Optional keyword arguments: - | prefer_blocks_without_pseudo_labels (bool, optional): Whether blocks that do not contain

existing pseudo-labels should always be labeled before starting labeling of blocks that contain
pseudo-labels. Defaults to False.
  • block_selection (str): The selection strategy for the blocks to interpolate: “uncertainty” | “random”.

  • block_thickness (int): The thickness of the interpolation blocks. Defaults to 5.

  • calculation_method (str): Specification of the method used to calculate the uncertainty
    values: “distance” | “entropy”.
  • exclude_background (bool): Whether to exclude the background dimension in calculating the
    uncertainty value.
  • epsilon (float): Small numerical value used for smoothing when using “entropy” as the uncertainty
    metric.
  • block_thickness (int): The thickness of the interpolation blocks.
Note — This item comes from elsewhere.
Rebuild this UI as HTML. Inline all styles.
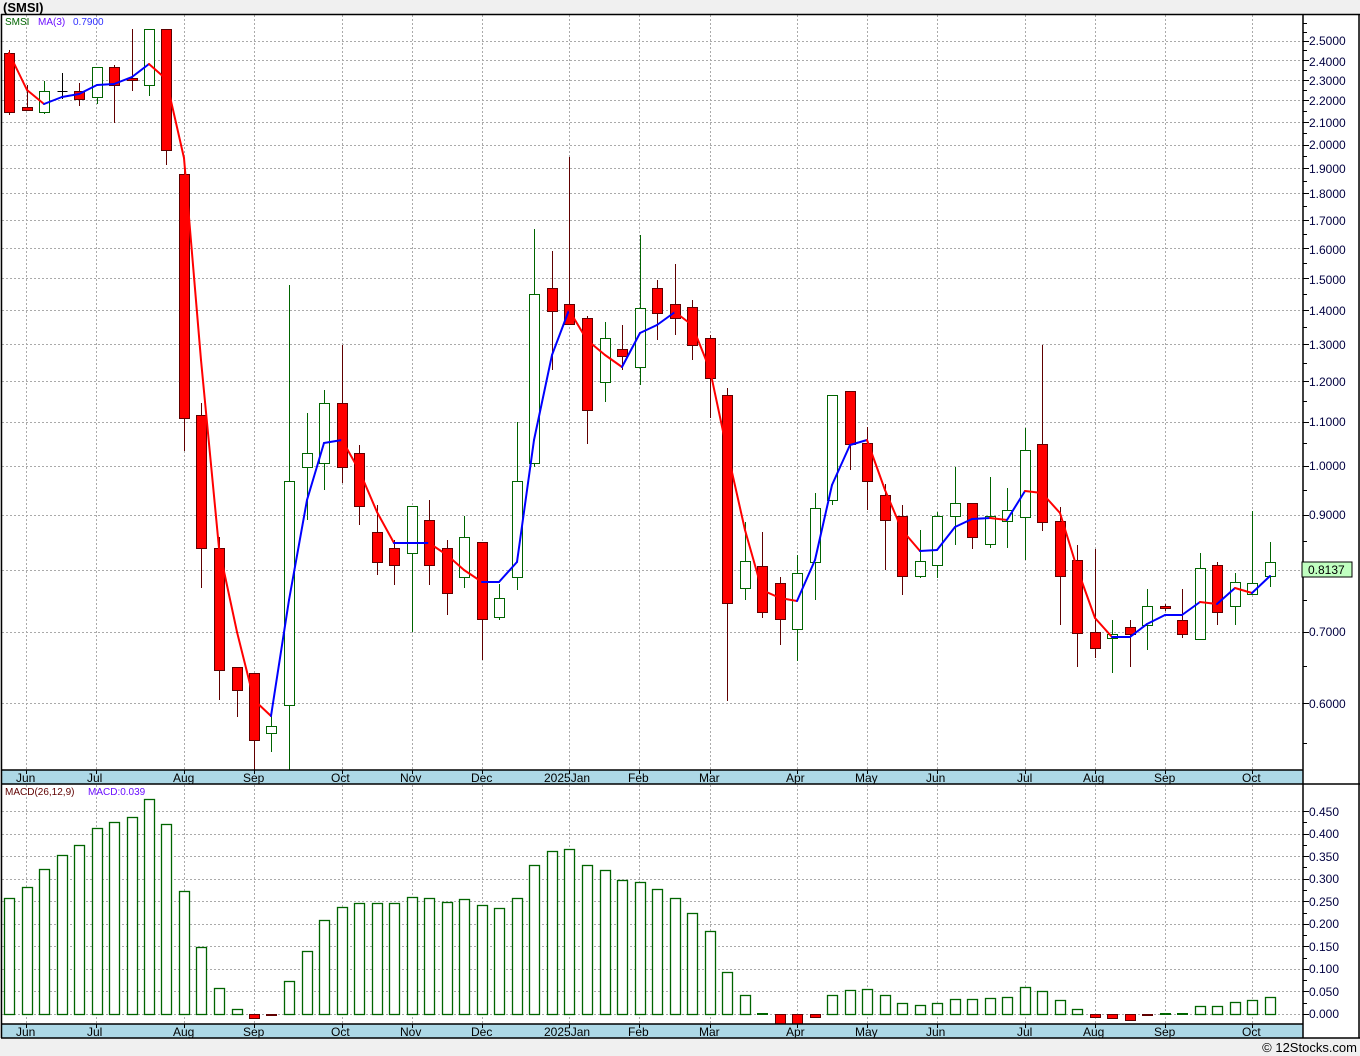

Defaults to 5.

  • interpolation_type (str): The interpolation algorithm to use.
    values: “signed-distance”“morph-contour”.
  • interpolation_quality_metric (str): The metric used for evaluating the performance of the interpolation
    e.g. “dice”
  • random_state (int, optional): Random state for selecting items to label. Pass an int for reproducible
    outputs across multiple runs.
  • disable_interpolation (bool, optional): Whether the block selection strategy should be run without
    actually interpolating slices. Defaults to False.

select_items_to_label(models, data_module, items_to_label, **kwargs)[source]

Uses a sampling strategy to select blocks for labeling and generates pseudo labels by interpolation between the bottom and the top slice of a block.

Parameters
  • models – Current models that should be improved by selecting additional data for labeling.

  • data_module (ActiveLearningDataModule) – A data module object providing data.

  • items_to_label (int) – Number of items that should be selected for labeling.

  • **kwargs – Additional, strategy-specific parameters.

Returns

List of IDs of the data items to be labeled and a dictionary of pseudo labels with the corresponding IDs as keys.

Return type

Tuple[List[str], Dict[str, np.array]]

query_strategies.interpolation_sampling_strategy.morphological_contour_interpolation(top, bottom, block_thickness)[source]

Interpolates between top and bottom slices using the morphological_contour_interpolator from ITK.

Parameters
  • top (np.array) – The top slice of the block.

  • bottom (np.array) – The bottom slice of the block.

  • block_thickness (int) – The thickness of the block.

Returns

The interpolated slices between top and bottom.

Return type

np.array

query_strategies.interpolation_sampling_strategy.signed_distance_interpolation(top, bottom, block_thickness)[source]

Interpolates between top and bottom slices if possible. Uses a signed distance function to interpolate.

Parameters
  • top (np.array) – The top slice of the block.

  • bottom (np.array) – The bottom slice of the block.

  • block_thickness (int) – The thickness of the block.

Returns

The interpolated slices between top and bottom.

Return type

np.array

query_strategies.query_strategy module

Module containing abstract superclass for query strategies.

class query_strategies.query_strategy.QueryStrategy[source]

Bases: abc.ABC

Abstract superclass for query strategies.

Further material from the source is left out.